>> Start

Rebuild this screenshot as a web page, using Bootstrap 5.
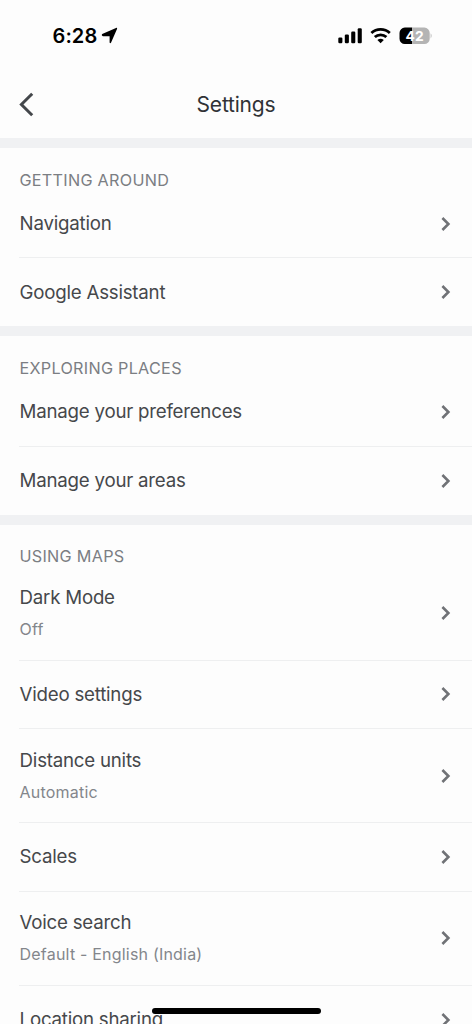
<!DOCTYPE html>
<html lang="en">
<head>
<meta charset="utf-8">
<meta name="viewport" content="width=device-width, initial-scale=1">
<title>Settings</title>
<link href="https://cdn.jsdelivr.net/npm/bootstrap@5.3.0/dist/css/bootstrap.min.css" rel="stylesheet">
<style>
  body { font-family: Inter, "Liberation Sans", sans-serif; background: #fdfdfd; color: #46484b; }
  .screen { height: 1024px; }
  .status-bar { height: 71px; padding: 0 40px 0 52.5px; color: #000; }
  .clock { font-size: 20px; font-weight: 600; line-height: 24px; letter-spacing: .1px; }
  .app-bar { height: 67px; }
  .app-title { font-size: 21px; line-height: 26px; color: #303236; letter-spacing: -.2px; }
  .back { left: 19px; top: 21px; color: #44474b; }
  .group { border-top: 10px solid #f0f1f3; }
  .group-title { height: 41.7px; padding: 20.6px 0 0 19.5px; font-size: 16.2px; line-height: 22px; letter-spacing: .28px; color: #7b7e83; }
  .group-title.tight { height: 42.1px; }
  .entry { height: 68.7px; margin-left: 19px; padding: 0 20px 0 .6px; border-bottom: 1px solid #eeeff0; font-size: 18.7px; line-height: 26px; letter-spacing: -.23px; }
  .entry > span { padding-top: 1px; }
  .group:not(:last-child) .entry:last-child { height: 68px; border-bottom: 0; }
  .group:not(:last-child) .entry:last-child > span { padding-top: .5px; }
  .entry.tall { height: 93.8px; }
  .hint { font-size: 16px; line-height: 24px; margin-top: 6px; letter-spacing: .2px; color: #83868b; }
  .chev { color: #707276; }
  .home-bar { left: 152px; top: 1008px; width: 168.5px; height: 6px; background: #000; }
</style>
</head>
<body>
<div class="screen position-relative overflow-hidden">
  <div class="status-bar d-flex align-items-center justify-content-between">
    <div class="d-flex align-items-center gap-1">
      <span class="clock">6:28</span>
      <svg width="17" height="17" viewBox="0 0 17 17"><path d="M1.2 7.1 15 .9q1.6-.5 1 1L10.1 15.6q-1 1.3-1.5-.2V9.2H2q-2-.5-.8-2.1z" fill="currentColor"/></svg>
    </div>
    <div class="d-flex align-items-center">
      <svg width="94" height="18" viewBox="0 0 94 18">
        <g fill="#000"><rect x="0.3" y="10.5" width="4.1" height="5.7" rx="1.2"/><rect x="6.8" y="7.5" width="4.1" height="8.7" rx="1.2"/><rect x="13.2" y="4.5" width="4.1" height="11.7" rx="1.2"/><rect x="19.7" y="1.2" width="4.1" height="15" rx="1.2"/></g>
        <g fill="none" stroke="#000" stroke-width="2.8"><path d="M33.4 6.1a13.4 13.4 0 0 1 18.4 0"/><path d="M36.8 10.1a8.4 8.4 0 0 1 11.6 0"/></g>
        <path d="M39.4 12.9q3.2-2.4 6.4 0L42.6 16.2z" fill="#000"/>
        <path d="M67 .6h-.2a5.3 5.3 0 0 0-5.3 5.3v5.8a5.3 5.3 0 0 0 5.3 5.3h7.4V.6z" fill="#000"/>
        <path d="M74.2.6h12.2a5.3 5.3 0 0 1 5.3 5.3v5.8a5.3 5.3 0 0 1-5.3 5.3H74.2z" fill="#b4b4b4"/>
        <path d="M92.7 6.2q1.8 2.6 0 5.2z" fill="#b4b4b4"/>
        <text x="76.6" y="13.8" text-anchor="middle" font-size="13.8" font-weight="700" fill="#fff">42</text>
      </svg>
    </div>
  </div>
  <header class="app-bar position-relative d-flex justify-content-center align-items-center">
    <svg class="back position-absolute" width="16" height="25" viewBox="0 0 16 25"><path d="m13.2 1.7-10.8 10.8 10.8 10.8" fill="none" stroke="currentColor" stroke-width="3"/></svg>
    <h1 class="app-title m-0 fw-normal">Settings</h1>
  </header>

  <section class="group">
    <div class="group-title">GETTING AROUND</div>
    <div class="entry d-flex align-items-center justify-content-between"><span>Navigation</span><svg class="chev" width="12" height="16" viewBox="0 0 12 16"><path d="m2.4 2 6 6-6 6" fill="none" stroke="currentColor" stroke-width="2.6"/></svg></div>
    <div class="entry d-flex align-items-center justify-content-between"><span>Google Assistant</span><svg class="chev" width="12" height="16" viewBox="0 0 12 16"><path d="m2.4 2 6 6-6 6" fill="none" stroke="currentColor" stroke-width="2.6"/></svg></div>
  </section>

  <section class="group">
    <div class="group-title">EXPLORING PLACES</div>
    <div class="entry d-flex align-items-center justify-content-between"><span>Manage your preferences</span><svg class="chev" width="12" height="16" viewBox="0 0 12 16"><path d="m2.4 2 6 6-6 6" fill="none" stroke="currentColor" stroke-width="2.6"/></svg></div>
    <div class="entry d-flex align-items-center justify-content-between"><span>Manage your areas</span><svg class="chev" width="12" height="16" viewBox="0 0 12 16"><path d="m2.4 2 6 6-6 6" fill="none" stroke="currentColor" stroke-width="2.6"/></svg></div>
  </section>

  <section class="group">
    <div class="group-title tight">USING MAPS</div>
    <div class="entry tall d-flex align-items-center justify-content-between"><div>Dark Mode<div class="hint">Off</div></div><svg class="chev" width="12" height="16" viewBox="0 0 12 16"><path d="m2.4 2 6 6-6 6" fill="none" stroke="currentColor" stroke-width="2.6"/></svg></div>
    <div class="entry d-flex align-items-center justify-content-between"><span>Video settings</span><svg class="chev" width="12" height="16" viewBox="0 0 12 16"><path d="m2.4 2 6 6-6 6" fill="none" stroke="currentColor" stroke-width="2.6"/></svg></div>
    <div class="entry tall d-flex align-items-center justify-content-between"><div>Distance units<div class="hint">Automatic</div></div><svg class="chev" width="12" height="16" viewBox="0 0 12 16"><path d="m2.4 2 6 6-6 6" fill="none" stroke="currentColor" stroke-width="2.6"/></svg></div>
    <div class="entry d-flex align-items-center justify-content-between"><span>Scales</span><svg class="chev" width="12" height="16" viewBox="0 0 12 16"><path d="m2.4 2 6 6-6 6" fill="none" stroke="currentColor" stroke-width="2.6"/></svg></div>
    <div class="entry tall d-flex align-items-center justify-content-between"><div>Voice search<div class="hint">Default - English (India)</div></div><svg class="chev" width="12" height="16" viewBox="0 0 12 16"><path d="m2.4 2 6 6-6 6" fill="none" stroke="currentColor" stroke-width="2.6"/></svg></div>
    <div class="entry d-flex align-items-center justify-content-between"><span>Location sharing</span><svg class="chev" width="12" height="16" viewBox="0 0 12 16"><path d="m2.4 2 6 6-6 6" fill="none" stroke="currentColor" stroke-width="2.6"/></svg></div>
  </section>

  <div class="home-bar position-absolute rounded-pill"></div>
</div>
<script src="https://cdn.jsdelivr.net/npm/bootstrap@5.3.0/dist/js/bootstrap.bundle.min.js"></script>
</body>
</html>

>> End

What is needed » All of the material above should be reproduced exactly, except the pictures.

Solution for this exercise »
Rebuild this screenshot as a web page, using Bootstrap 5.
<!DOCTYPE html>
<html lang="en">
<head>
<meta charset="utf-8">
<meta name="viewport" content="width=device-width, initial-scale=1">
<title>Settings</title>
<link href="https://cdn.jsdelivr.net/npm/bootstrap@5.3.0/dist/css/bootstrap.min.css" rel="stylesheet">
<style>
  body { font-family: Inter, "Liberation Sans", sans-serif; background: #fdfdfd; color: #46484b; }
  .screen { height: 1024px; }
  .status-bar { height: 71px; padding: 0 40px 0 52.5px; color: #000; }
  .clock { font-size: 20px; font-weight: 600; line-height: 24px; letter-spacing: .1px; }
  .app-bar { height: 67px; }
  .app-title { font-size: 21px; line-height: 26px; color: #303236; letter-spacing: -.2px; }
  .back { left: 19px; top: 21px; color: #44474b; }
  .group { border-top: 10px solid #f0f1f3; }
  .group-title { height: 41.7px; padding: 20.6px 0 0 19.5px; font-size: 16.2px; line-height: 22px; letter-spacing: .28px; color: #7b7e83; }
  .group-title.tight { height: 42.1px; }
  .entry { height: 68.7px; margin-left: 19px; padding: 0 20px 0 .6px; border-bottom: 1px solid #eeeff0; font-size: 18.7px; line-height: 26px; letter-spacing: -.23px; }
  .entry > span { padding-top: 1px; }
  .group:not(:last-child) .entry:last-child { height: 68px; border-bottom: 0; }
  .group:not(:last-child) .entry:last-child > span { padding-top: .5px; }
  .entry.tall { height: 93.8px; }
  .hint { font-size: 16px; line-height: 24px; margin-top: 6px; letter-spacing: .2px; color: #83868b; }
  .chev { color: #707276; }
  .home-bar { left: 152px; top: 1008px; width: 168.5px; height: 6px; background: #000; }
</style>
</head>
<body>
<div class="screen position-relative overflow-hidden">
  <div class="status-bar d-flex align-items-center justify-content-between">
    <div class="d-flex align-items-center gap-1">
      <span class="clock">6:28</span>
      <svg width="17" height="17" viewBox="0 0 17 17"><path d="M1.2 7.1 15 .9q1.6-.5 1 1L10.1 15.6q-1 1.3-1.5-.2V9.2H2q-2-.5-.8-2.1z" fill="currentColor"/></svg>
    </div>
    <div class="d-flex align-items-center">
      <svg width="94" height="18" viewBox="0 0 94 18">
        <g fill="#000"><rect x="0.3" y="10.5" width="4.1" height="5.7" rx="1.2"/><rect x="6.8" y="7.5" width="4.1" height="8.7" rx="1.2"/><rect x="13.2" y="4.5" width="4.1" height="11.7" rx="1.2"/><rect x="19.7" y="1.2" width="4.1" height="15" rx="1.2"/></g>
        <g fill="none" stroke="#000" stroke-width="2.8"><path d="M33.4 6.1a13.4 13.4 0 0 1 18.4 0"/><path d="M36.8 10.1a8.4 8.4 0 0 1 11.6 0"/></g>
        <path d="M39.4 12.9q3.2-2.4 6.4 0L42.6 16.2z" fill="#000"/>
        <path d="M67 .6h-.2a5.3 5.3 0 0 0-5.3 5.3v5.8a5.3 5.3 0 0 0 5.3 5.3h7.4V.6z" fill="#000"/>
        <path d="M74.2.6h12.2a5.3 5.3 0 0 1 5.3 5.3v5.8a5.3 5.3 0 0 1-5.3 5.3H74.2z" fill="#b4b4b4"/>
        <path d="M92.7 6.2q1.8 2.6 0 5.2z" fill="#b4b4b4"/>
        <text x="76.6" y="13.8" text-anchor="middle" font-size="13.8" font-weight="700" fill="#fff">42</text>
      </svg>
    </div>
  </div>
  <header class="app-bar position-relative d-flex justify-content-center align-items-center">
    <svg class="back position-absolute" width="16" height="25" viewBox="0 0 16 25"><path d="m13.2 1.7-10.8 10.8 10.8 10.8" fill="none" stroke="currentColor" stroke-width="3"/></svg>
    <h1 class="app-title m-0 fw-normal">Settings</h1>
  </header>

  <section class="group">
    <div class="group-title">GETTING AROUND</div>
    <div class="entry d-flex align-items-center justify-content-between"><span>Navigation</span><svg class="chev" width="12" height="16" viewBox="0 0 12 16"><path d="m2.4 2 6 6-6 6" fill="none" stroke="currentColor" stroke-width="2.6"/></svg></div>
    <div class="entry d-flex align-items-center justify-content-between"><span>Google Assistant</span><svg class="chev" width="12" height="16" viewBox="0 0 12 16"><path d="m2.4 2 6 6-6 6" fill="none" stroke="currentColor" stroke-width="2.6"/></svg></div>
  </section>

  <section class="group">
    <div class="group-title">EXPLORING PLACES</div>
    <div class="entry d-flex align-items-center justify-content-between"><span>Manage your preferences</span><svg class="chev" width="12" height="16" viewBox="0 0 12 16"><path d="m2.4 2 6 6-6 6" fill="none" stroke="currentColor" stroke-width="2.6"/></svg></div>
    <div class="entry d-flex align-items-center justify-content-between"><span>Manage your areas</span><svg class="chev" width="12" height="16" viewBox="0 0 12 16"><path d="m2.4 2 6 6-6 6" fill="none" stroke="currentColor" stroke-width="2.6"/></svg></div>
  </section>

  <section class="group">
    <div class="group-title tight">USING MAPS</div>
    <div class="entry tall d-flex align-items-center justify-content-between"><div>Dark Mode<div class="hint">Off</div></div><svg class="chev" width="12" height="16" viewBox="0 0 12 16"><path d="m2.4 2 6 6-6 6" fill="none" stroke="currentColor" stroke-width="2.6"/></svg></div>
    <div class="entry d-flex align-items-center justify-content-between"><span>Video settings</span><svg class="chev" width="12" height="16" viewBox="0 0 12 16"><path d="m2.4 2 6 6-6 6" fill="none" stroke="currentColor" stroke-width="2.6"/></svg></div>
    <div class="entry tall d-flex align-items-center justify-content-between"><div>Distance units<div class="hint">Automatic</div></div><svg class="chev" width="12" height="16" viewBox="0 0 12 16"><path d="m2.4 2 6 6-6 6" fill="none" stroke="currentColor" stroke-width="2.6"/></svg></div>
    <div class="entry d-flex align-items-center justify-content-between"><span>Scales</span><svg class="chev" width="12" height="16" viewBox="0 0 12 16"><path d="m2.4 2 6 6-6 6" fill="none" stroke="currentColor" stroke-width="2.6"/></svg></div>
    <div class="entry tall d-flex align-items-center justify-content-between"><div>Voice search<div class="hint">Default - English (India)</div></div><svg class="chev" width="12" height="16" viewBox="0 0 12 16"><path d="m2.4 2 6 6-6 6" fill="none" stroke="currentColor" stroke-width="2.6"/></svg></div>
    <div class="entry d-flex align-items-center justify-content-between"><span>Location sharing</span><svg class="chev" width="12" height="16" viewBox="0 0 12 16"><path d="m2.4 2 6 6-6 6" fill="none" stroke="currentColor" stroke-width="2.6"/></svg></div>
  </section>

  <div class="home-bar position-absolute rounded-pill"></div>
</div>
<script src="https://cdn.jsdelivr.net/npm/bootstrap@5.3.0/dist/js/bootstrap.bundle.min.js"></script>
</body>
</html>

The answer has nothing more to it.